-- start Input for this task --
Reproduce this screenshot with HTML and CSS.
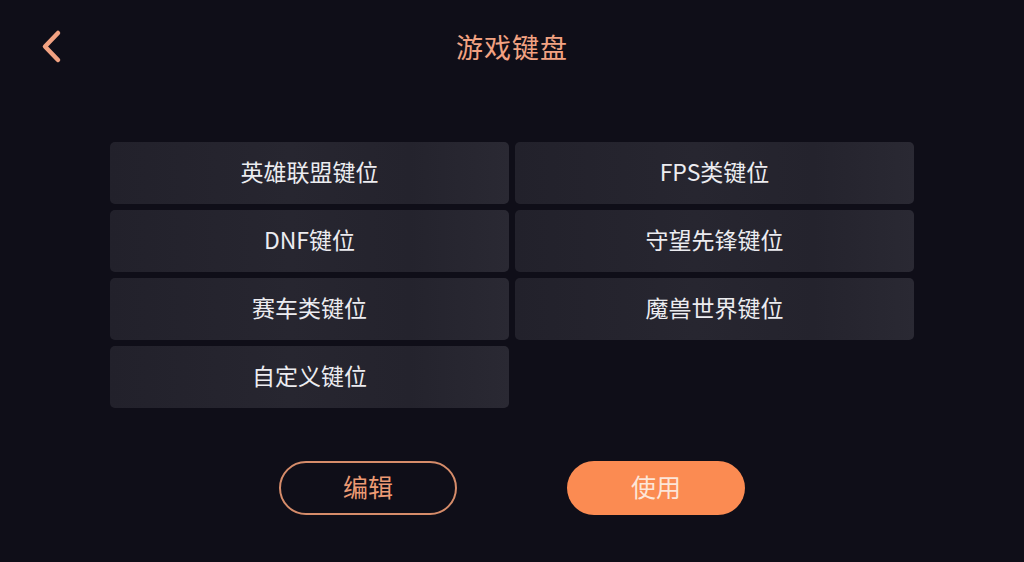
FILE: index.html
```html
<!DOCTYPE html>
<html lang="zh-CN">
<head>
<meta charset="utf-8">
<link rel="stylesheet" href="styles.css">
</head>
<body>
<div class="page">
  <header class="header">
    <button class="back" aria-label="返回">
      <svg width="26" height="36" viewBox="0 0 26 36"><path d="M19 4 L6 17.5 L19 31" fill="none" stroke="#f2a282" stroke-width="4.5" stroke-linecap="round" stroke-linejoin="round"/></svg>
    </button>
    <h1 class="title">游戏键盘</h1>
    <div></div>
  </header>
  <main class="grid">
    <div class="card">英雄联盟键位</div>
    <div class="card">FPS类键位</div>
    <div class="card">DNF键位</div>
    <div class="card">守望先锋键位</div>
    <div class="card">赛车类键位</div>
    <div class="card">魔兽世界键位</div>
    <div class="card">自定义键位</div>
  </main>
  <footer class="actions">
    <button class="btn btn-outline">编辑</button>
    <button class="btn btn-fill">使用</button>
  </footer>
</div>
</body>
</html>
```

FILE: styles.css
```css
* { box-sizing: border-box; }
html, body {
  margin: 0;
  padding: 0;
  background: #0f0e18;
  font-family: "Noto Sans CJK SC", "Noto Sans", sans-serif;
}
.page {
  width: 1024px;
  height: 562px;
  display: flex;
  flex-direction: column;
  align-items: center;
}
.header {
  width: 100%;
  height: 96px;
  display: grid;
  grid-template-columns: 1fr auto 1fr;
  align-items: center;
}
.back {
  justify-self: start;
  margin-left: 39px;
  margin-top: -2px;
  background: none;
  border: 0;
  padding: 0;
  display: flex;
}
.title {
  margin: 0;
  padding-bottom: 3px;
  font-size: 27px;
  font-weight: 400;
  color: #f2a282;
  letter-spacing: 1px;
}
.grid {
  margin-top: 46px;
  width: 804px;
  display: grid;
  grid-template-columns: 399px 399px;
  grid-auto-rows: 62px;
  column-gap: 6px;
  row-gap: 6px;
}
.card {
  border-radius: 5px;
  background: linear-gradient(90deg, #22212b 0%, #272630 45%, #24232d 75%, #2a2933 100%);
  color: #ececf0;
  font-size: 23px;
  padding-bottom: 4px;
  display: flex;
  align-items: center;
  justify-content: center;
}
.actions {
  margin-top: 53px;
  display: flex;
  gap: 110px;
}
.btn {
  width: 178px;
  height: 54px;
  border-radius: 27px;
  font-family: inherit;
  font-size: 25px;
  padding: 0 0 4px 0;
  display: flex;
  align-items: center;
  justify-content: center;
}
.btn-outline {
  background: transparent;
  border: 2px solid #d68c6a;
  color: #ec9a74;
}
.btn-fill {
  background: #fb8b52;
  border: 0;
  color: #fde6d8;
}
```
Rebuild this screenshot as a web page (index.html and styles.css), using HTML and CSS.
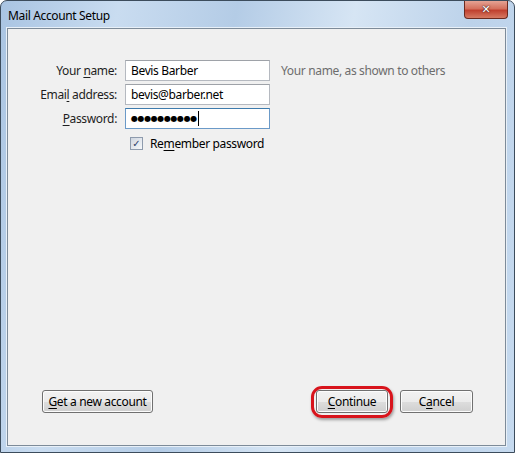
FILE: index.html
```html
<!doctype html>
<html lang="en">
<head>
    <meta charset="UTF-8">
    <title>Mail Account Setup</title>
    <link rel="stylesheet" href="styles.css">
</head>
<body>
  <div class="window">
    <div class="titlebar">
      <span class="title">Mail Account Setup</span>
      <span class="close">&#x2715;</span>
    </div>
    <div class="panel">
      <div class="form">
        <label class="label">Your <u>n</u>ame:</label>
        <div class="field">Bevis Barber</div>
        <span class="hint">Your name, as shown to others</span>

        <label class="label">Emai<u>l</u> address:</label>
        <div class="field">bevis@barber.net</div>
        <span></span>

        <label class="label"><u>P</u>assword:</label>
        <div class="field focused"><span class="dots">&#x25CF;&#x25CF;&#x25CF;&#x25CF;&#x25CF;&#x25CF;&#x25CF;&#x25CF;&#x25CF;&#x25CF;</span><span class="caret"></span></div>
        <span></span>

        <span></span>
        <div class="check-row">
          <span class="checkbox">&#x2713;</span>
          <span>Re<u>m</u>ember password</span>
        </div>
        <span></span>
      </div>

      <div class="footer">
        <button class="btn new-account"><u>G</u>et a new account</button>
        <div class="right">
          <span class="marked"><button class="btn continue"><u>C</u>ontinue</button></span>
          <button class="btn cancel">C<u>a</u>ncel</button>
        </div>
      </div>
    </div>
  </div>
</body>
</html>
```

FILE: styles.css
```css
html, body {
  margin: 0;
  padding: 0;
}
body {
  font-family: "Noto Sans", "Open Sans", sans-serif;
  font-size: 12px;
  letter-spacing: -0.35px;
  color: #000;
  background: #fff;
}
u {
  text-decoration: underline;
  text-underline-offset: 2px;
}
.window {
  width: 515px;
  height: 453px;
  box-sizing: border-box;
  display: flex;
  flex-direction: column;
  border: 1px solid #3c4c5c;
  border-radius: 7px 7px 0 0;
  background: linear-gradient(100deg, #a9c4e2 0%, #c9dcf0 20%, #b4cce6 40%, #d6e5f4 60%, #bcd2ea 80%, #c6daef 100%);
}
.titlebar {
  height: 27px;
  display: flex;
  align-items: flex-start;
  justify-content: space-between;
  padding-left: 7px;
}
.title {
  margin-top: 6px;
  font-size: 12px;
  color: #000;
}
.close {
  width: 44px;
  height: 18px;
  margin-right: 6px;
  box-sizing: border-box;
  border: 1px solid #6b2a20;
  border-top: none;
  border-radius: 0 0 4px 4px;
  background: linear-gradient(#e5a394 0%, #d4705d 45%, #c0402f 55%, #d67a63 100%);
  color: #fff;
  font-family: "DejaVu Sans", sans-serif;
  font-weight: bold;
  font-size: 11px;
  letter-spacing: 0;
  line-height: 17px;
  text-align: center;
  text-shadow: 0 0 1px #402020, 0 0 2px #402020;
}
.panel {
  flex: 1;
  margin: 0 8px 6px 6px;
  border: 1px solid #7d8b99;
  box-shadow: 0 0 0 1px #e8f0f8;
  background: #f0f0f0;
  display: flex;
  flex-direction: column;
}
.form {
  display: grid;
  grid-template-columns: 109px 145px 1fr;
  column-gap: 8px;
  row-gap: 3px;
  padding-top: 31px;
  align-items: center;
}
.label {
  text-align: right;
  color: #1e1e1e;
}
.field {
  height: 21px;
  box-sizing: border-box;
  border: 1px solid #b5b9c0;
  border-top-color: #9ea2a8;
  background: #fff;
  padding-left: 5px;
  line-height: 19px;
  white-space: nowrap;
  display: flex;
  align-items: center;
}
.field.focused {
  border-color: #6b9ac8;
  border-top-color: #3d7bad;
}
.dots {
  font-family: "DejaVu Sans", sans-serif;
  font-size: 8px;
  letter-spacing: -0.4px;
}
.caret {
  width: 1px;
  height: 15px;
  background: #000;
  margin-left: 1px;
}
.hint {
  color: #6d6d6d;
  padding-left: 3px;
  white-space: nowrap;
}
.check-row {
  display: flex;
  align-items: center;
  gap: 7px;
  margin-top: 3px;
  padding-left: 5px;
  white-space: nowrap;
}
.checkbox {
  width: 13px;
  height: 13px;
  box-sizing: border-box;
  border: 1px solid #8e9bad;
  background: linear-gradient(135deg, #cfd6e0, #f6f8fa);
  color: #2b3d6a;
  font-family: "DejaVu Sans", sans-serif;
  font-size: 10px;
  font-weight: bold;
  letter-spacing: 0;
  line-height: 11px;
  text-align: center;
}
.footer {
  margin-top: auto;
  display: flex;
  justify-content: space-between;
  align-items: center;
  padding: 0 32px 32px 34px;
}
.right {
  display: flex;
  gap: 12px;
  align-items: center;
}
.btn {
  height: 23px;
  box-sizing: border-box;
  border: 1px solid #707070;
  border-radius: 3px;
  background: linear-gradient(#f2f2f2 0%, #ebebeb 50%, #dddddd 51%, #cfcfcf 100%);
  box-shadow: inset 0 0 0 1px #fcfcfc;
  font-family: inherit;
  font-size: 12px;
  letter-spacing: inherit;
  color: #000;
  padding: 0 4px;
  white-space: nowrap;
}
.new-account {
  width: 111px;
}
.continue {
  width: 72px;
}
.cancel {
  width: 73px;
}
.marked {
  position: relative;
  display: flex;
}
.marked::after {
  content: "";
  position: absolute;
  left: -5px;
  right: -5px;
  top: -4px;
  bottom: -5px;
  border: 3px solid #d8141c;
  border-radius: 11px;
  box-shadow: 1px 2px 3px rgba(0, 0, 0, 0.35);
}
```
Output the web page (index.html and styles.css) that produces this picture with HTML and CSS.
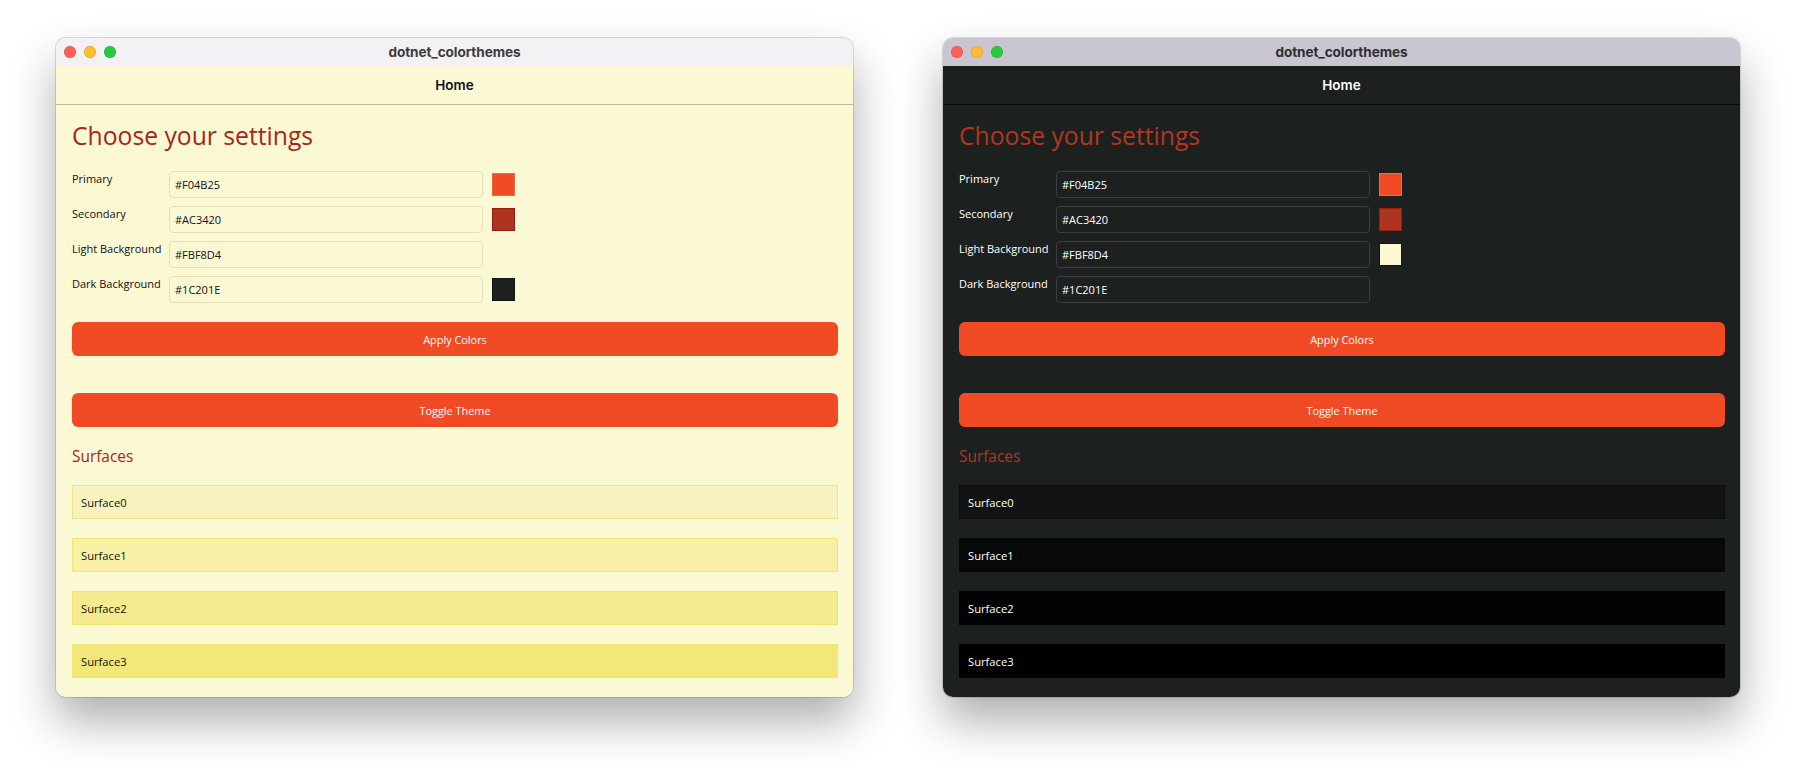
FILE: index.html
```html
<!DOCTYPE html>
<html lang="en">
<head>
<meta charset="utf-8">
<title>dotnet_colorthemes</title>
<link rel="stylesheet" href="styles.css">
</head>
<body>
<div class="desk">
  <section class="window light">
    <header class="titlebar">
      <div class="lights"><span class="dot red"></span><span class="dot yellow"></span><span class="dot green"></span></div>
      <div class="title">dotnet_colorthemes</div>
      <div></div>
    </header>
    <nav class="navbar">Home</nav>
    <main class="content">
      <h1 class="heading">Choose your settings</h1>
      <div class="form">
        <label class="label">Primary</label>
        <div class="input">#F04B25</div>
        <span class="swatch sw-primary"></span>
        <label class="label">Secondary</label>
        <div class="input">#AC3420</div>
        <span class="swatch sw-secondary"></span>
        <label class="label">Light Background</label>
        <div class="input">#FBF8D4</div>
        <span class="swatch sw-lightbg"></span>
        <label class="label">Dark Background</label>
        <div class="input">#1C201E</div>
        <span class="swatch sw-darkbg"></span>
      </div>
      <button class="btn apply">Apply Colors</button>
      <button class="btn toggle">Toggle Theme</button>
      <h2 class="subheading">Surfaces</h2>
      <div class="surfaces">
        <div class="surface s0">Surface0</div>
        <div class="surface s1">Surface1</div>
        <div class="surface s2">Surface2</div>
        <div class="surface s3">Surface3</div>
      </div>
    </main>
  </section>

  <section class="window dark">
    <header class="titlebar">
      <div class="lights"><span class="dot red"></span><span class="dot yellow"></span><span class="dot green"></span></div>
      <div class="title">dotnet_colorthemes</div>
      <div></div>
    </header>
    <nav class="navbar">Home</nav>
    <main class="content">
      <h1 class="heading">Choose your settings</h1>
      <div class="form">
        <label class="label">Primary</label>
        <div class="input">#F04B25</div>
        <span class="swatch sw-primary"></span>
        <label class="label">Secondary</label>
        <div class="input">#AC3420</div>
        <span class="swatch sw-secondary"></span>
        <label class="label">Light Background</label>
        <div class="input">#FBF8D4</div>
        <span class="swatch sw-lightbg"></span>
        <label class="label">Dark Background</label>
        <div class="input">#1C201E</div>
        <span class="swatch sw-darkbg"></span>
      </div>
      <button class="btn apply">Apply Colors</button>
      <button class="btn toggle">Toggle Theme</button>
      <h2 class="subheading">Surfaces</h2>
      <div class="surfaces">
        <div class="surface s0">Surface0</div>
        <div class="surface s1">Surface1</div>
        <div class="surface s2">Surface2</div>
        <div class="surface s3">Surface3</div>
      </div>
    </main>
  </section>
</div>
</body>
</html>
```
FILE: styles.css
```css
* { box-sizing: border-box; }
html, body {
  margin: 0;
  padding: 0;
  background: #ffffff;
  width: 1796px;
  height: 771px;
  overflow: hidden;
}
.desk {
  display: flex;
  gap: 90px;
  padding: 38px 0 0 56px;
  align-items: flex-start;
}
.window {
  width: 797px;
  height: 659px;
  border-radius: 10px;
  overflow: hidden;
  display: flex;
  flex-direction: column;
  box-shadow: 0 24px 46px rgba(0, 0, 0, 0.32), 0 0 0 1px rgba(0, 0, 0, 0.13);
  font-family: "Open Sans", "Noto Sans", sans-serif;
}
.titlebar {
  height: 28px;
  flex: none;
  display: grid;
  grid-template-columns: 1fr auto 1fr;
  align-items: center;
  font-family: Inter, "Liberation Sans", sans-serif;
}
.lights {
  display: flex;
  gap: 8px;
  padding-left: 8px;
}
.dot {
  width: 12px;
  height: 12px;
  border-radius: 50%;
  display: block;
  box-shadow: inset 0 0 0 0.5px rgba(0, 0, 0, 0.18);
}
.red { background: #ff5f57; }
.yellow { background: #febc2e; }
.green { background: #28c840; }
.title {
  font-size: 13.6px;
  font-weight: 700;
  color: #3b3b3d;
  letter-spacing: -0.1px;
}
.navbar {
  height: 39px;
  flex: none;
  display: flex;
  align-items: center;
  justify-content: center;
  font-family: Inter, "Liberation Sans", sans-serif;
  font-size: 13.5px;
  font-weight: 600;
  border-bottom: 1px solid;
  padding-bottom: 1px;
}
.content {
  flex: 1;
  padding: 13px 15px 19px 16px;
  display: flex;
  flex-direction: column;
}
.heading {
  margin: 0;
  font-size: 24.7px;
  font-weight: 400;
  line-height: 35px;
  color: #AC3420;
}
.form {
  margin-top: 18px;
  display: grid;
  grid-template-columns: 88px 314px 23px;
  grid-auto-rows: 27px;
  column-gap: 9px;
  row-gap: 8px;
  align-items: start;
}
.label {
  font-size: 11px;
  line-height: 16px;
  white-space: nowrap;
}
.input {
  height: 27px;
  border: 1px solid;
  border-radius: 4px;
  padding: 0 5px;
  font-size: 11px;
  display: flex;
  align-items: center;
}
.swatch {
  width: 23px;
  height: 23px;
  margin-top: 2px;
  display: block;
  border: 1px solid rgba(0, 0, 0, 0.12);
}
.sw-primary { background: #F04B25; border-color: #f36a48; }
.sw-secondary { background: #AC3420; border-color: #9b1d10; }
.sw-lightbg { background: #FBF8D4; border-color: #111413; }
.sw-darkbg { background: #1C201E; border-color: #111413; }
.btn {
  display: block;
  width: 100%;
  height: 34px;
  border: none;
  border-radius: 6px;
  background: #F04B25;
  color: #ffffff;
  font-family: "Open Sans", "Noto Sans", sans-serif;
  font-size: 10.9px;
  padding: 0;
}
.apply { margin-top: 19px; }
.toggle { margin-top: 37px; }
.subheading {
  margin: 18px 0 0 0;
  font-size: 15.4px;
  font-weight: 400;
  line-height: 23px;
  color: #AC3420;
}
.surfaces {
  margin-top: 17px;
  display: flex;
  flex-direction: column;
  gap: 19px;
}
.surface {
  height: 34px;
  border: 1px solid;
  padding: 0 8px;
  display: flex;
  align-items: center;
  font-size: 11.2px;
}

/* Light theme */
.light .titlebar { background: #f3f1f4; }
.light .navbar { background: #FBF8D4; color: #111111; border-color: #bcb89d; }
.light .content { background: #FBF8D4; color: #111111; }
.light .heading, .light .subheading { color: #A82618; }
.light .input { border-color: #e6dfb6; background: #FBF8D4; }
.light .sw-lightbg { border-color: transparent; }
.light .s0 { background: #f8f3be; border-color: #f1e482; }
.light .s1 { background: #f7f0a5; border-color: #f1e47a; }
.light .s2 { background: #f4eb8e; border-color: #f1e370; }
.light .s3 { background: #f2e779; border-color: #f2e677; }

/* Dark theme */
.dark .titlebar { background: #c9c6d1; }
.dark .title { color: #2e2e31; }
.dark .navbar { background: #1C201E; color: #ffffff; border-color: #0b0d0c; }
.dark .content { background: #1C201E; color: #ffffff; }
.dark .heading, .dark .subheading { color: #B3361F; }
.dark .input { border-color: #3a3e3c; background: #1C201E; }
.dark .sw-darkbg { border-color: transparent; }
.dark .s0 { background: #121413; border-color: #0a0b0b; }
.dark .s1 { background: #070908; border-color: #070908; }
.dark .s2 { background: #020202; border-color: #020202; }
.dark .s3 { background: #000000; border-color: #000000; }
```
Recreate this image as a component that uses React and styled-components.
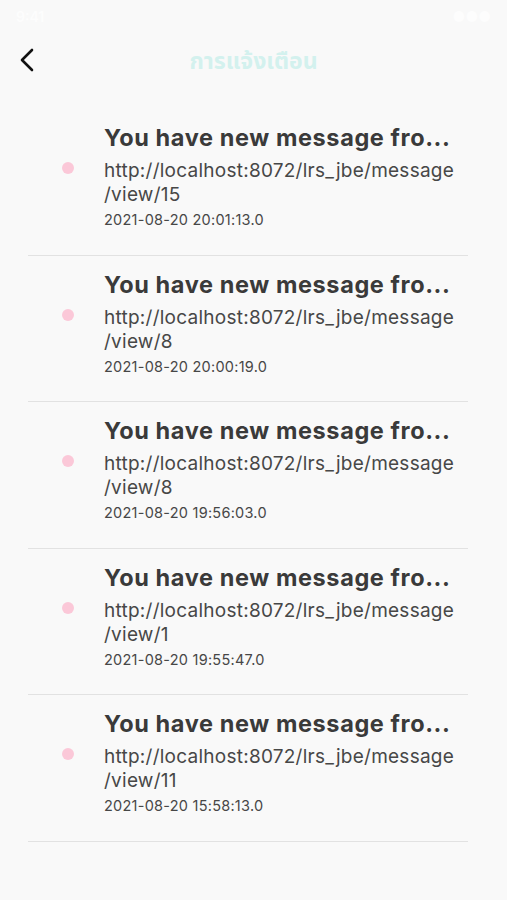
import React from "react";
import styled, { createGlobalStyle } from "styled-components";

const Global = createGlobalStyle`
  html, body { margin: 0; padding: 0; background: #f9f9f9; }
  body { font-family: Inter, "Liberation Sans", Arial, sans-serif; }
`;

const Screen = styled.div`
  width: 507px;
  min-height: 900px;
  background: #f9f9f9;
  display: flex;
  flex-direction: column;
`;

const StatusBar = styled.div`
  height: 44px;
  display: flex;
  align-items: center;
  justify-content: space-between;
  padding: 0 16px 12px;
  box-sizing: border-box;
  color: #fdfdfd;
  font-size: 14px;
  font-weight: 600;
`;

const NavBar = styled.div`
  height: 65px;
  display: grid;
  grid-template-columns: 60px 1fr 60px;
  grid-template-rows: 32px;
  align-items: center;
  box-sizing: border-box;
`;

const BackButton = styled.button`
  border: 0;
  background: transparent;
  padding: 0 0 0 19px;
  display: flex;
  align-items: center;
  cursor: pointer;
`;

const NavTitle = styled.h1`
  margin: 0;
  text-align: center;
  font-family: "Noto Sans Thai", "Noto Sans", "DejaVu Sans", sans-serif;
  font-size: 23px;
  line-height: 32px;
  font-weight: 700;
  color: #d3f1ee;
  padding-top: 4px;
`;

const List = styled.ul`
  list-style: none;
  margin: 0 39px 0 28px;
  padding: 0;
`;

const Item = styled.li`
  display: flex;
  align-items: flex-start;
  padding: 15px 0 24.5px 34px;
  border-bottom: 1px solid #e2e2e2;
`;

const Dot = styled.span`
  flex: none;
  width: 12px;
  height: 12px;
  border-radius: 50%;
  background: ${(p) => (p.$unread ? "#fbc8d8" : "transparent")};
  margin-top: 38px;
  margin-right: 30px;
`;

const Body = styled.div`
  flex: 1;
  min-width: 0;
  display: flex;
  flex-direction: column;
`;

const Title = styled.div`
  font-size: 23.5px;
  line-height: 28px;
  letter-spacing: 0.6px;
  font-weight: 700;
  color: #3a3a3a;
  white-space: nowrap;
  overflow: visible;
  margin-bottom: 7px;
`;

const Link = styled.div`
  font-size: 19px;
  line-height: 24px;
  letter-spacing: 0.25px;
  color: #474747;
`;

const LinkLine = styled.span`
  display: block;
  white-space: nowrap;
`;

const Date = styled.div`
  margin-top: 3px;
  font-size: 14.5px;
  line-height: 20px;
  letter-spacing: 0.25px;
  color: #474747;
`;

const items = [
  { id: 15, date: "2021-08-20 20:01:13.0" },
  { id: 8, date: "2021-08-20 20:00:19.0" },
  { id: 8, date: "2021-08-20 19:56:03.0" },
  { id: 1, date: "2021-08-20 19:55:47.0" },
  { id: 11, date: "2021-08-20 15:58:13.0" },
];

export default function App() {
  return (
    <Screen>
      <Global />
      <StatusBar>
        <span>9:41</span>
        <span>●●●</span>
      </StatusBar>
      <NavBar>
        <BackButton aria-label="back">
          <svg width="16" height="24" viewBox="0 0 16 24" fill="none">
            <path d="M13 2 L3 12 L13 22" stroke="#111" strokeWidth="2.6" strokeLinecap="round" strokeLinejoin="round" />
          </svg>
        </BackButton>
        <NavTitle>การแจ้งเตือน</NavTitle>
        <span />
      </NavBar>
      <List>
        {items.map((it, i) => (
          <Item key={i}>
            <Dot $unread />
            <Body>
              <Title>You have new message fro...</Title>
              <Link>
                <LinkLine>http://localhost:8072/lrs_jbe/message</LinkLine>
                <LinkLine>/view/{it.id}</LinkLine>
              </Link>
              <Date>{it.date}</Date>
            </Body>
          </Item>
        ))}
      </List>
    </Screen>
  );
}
-- end Input for this task --
# Written exercise
Gather all lines where the word "with" appears.

# Task result
Reproduce this screenshot with HTML and CSS.
Output the web page (index.html and styles.css) that produces this picture with HTML and CSS.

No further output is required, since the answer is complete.